- **Problem to solve**
Search the material for the string "that", then report how many lines hold it, with no other text.

- **Material for this task**
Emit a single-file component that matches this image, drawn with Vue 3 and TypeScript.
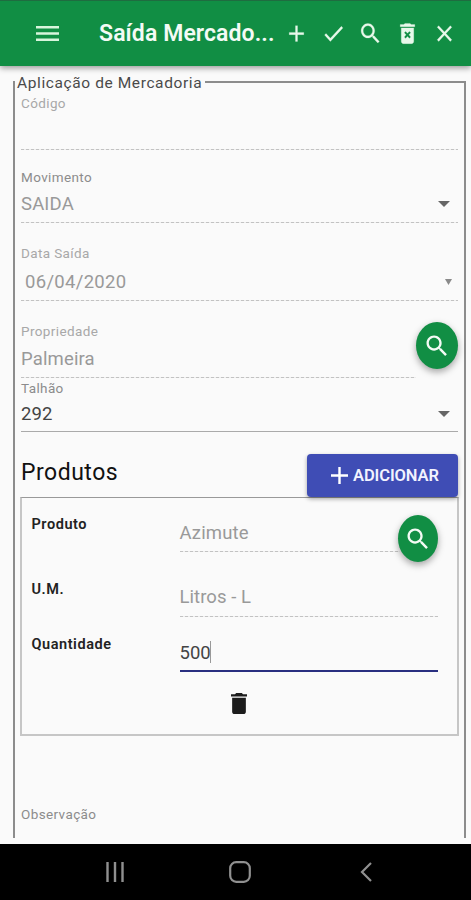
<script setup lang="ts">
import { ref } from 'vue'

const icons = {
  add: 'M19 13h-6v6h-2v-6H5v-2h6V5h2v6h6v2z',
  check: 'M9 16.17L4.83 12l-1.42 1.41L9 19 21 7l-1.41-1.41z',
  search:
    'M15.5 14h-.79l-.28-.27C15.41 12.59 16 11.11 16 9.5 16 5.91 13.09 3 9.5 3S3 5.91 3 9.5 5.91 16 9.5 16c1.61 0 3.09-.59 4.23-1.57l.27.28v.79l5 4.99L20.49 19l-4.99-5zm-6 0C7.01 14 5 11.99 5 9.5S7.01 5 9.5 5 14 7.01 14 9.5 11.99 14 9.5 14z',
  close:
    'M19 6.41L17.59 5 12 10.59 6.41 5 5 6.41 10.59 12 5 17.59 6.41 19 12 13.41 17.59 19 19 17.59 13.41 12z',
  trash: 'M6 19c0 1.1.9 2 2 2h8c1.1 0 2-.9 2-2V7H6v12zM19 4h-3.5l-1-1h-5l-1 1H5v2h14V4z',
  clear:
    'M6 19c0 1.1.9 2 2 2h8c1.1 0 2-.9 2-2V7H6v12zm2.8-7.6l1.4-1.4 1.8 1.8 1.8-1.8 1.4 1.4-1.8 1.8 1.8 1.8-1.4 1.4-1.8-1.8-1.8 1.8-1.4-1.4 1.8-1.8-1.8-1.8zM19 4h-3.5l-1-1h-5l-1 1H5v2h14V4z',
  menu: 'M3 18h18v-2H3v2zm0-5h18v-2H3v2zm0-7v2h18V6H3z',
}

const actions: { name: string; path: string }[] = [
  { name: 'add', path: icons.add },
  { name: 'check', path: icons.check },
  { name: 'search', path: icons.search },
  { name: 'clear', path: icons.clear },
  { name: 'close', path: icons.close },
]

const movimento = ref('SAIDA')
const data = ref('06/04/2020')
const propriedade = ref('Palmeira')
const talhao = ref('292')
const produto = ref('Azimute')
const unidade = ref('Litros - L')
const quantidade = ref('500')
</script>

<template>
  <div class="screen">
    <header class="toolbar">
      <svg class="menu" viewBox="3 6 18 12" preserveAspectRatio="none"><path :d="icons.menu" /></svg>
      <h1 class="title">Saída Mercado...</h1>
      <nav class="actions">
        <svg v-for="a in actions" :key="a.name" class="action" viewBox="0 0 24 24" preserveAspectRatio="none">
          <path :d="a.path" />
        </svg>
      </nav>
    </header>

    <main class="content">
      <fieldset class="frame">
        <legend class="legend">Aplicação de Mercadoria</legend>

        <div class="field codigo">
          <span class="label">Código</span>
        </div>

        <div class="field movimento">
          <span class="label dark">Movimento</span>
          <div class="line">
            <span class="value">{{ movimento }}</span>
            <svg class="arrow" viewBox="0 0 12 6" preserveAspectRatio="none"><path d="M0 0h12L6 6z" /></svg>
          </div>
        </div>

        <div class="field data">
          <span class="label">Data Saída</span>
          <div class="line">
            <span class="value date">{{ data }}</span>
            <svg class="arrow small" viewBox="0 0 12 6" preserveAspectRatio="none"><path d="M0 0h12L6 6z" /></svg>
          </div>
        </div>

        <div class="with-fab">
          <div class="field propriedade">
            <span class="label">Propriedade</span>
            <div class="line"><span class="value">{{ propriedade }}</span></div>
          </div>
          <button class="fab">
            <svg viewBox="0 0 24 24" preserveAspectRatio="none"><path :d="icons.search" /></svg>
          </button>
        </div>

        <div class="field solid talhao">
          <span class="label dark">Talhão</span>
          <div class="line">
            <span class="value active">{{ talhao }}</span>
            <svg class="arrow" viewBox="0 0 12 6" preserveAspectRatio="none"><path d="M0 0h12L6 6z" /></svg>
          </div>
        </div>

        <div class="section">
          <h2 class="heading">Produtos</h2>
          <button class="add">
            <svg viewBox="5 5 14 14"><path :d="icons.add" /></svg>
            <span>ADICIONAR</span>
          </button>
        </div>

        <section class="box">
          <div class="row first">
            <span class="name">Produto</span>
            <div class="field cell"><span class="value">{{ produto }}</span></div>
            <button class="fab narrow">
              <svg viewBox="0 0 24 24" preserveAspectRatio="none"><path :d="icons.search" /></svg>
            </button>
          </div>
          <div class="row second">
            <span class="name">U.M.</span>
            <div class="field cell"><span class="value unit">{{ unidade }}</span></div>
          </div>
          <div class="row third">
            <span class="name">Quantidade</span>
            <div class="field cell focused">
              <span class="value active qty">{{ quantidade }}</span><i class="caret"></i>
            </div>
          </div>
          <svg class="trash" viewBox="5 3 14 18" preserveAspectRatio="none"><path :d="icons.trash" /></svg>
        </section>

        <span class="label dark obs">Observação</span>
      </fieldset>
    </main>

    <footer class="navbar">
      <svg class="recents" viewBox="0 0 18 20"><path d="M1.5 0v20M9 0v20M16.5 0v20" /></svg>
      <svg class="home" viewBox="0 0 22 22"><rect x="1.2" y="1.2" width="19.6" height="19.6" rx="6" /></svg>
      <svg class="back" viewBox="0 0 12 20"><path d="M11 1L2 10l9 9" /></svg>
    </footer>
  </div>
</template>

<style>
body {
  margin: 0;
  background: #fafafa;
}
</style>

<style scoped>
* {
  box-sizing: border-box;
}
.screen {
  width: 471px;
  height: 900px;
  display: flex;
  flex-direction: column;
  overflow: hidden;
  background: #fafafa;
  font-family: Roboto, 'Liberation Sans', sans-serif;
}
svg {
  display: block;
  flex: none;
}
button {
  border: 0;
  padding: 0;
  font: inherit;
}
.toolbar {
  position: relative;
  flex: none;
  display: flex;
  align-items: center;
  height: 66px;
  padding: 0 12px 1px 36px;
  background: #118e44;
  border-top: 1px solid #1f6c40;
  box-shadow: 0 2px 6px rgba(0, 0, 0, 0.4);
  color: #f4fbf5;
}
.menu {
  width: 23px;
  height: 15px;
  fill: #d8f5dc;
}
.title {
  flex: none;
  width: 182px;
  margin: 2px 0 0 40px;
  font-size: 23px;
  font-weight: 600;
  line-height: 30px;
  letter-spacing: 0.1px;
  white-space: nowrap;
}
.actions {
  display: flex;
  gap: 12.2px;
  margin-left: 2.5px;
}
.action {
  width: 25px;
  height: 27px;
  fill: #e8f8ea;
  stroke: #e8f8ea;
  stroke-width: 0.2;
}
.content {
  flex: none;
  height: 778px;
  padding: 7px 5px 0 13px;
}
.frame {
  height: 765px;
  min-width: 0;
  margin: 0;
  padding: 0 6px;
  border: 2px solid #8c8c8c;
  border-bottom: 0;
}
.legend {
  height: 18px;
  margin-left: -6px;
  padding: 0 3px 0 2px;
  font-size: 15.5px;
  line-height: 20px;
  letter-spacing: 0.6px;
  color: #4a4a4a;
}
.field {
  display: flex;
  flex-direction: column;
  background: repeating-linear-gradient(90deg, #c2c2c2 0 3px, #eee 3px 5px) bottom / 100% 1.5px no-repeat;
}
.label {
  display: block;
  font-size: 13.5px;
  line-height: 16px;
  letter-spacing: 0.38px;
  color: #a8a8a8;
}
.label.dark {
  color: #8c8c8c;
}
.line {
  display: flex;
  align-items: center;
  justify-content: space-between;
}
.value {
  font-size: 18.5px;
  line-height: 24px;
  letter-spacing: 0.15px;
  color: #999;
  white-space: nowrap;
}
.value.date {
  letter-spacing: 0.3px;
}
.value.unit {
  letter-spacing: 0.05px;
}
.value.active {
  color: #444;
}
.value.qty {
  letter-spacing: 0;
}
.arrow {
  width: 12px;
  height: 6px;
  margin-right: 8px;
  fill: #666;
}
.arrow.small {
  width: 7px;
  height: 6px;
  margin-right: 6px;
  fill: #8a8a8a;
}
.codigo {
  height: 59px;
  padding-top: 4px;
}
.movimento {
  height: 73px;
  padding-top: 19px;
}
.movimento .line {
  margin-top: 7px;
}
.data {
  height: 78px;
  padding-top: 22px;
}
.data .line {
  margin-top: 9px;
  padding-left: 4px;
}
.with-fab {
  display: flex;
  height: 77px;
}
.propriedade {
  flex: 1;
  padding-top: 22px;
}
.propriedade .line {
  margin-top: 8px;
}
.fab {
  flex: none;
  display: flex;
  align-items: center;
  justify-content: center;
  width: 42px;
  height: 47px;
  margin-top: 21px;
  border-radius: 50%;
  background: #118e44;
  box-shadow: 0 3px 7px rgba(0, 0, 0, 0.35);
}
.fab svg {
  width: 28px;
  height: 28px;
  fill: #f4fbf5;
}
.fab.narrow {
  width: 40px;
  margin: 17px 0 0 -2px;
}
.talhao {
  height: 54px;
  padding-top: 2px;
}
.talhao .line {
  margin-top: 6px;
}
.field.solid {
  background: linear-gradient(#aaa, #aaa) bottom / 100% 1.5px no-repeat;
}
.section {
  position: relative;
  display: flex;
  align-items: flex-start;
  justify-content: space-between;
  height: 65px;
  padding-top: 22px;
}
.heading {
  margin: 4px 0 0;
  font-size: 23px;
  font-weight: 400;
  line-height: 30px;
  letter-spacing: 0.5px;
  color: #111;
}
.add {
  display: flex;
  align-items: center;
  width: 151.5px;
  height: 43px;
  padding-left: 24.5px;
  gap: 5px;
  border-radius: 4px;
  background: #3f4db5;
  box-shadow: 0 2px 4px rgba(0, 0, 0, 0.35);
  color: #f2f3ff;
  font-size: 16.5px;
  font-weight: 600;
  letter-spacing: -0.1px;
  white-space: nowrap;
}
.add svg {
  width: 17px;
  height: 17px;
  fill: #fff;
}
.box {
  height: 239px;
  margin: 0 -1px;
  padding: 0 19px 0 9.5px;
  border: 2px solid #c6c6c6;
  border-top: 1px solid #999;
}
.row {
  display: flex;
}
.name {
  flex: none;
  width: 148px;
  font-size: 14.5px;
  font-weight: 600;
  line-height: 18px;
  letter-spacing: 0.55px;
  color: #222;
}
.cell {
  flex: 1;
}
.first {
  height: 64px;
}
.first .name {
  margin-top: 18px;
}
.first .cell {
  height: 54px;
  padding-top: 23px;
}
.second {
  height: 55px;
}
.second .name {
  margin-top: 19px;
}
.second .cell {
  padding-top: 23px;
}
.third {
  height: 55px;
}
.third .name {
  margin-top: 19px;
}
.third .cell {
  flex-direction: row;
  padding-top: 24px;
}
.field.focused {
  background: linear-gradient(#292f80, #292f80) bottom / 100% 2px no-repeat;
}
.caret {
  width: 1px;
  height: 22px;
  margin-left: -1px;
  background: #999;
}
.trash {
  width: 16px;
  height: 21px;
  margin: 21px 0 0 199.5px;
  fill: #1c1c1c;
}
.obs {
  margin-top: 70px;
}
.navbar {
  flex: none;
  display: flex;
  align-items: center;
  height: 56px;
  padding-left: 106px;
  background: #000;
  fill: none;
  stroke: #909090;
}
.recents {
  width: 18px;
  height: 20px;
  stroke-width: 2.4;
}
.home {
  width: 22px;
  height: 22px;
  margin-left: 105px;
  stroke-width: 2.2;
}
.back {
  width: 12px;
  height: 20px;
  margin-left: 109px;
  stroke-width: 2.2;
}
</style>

...

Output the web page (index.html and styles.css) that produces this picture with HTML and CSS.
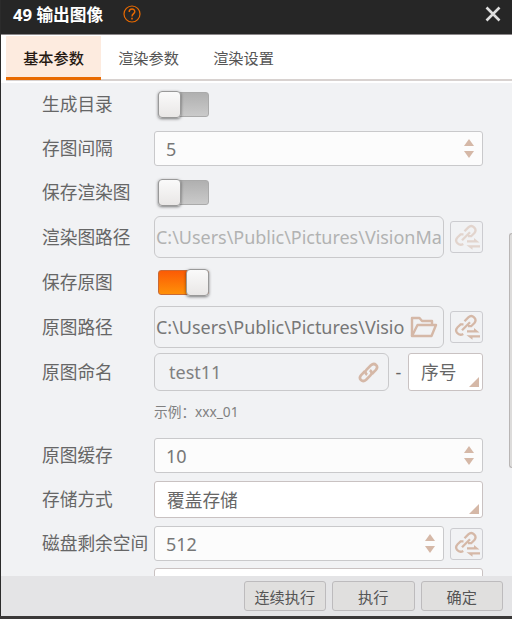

- **Solution to this task**
2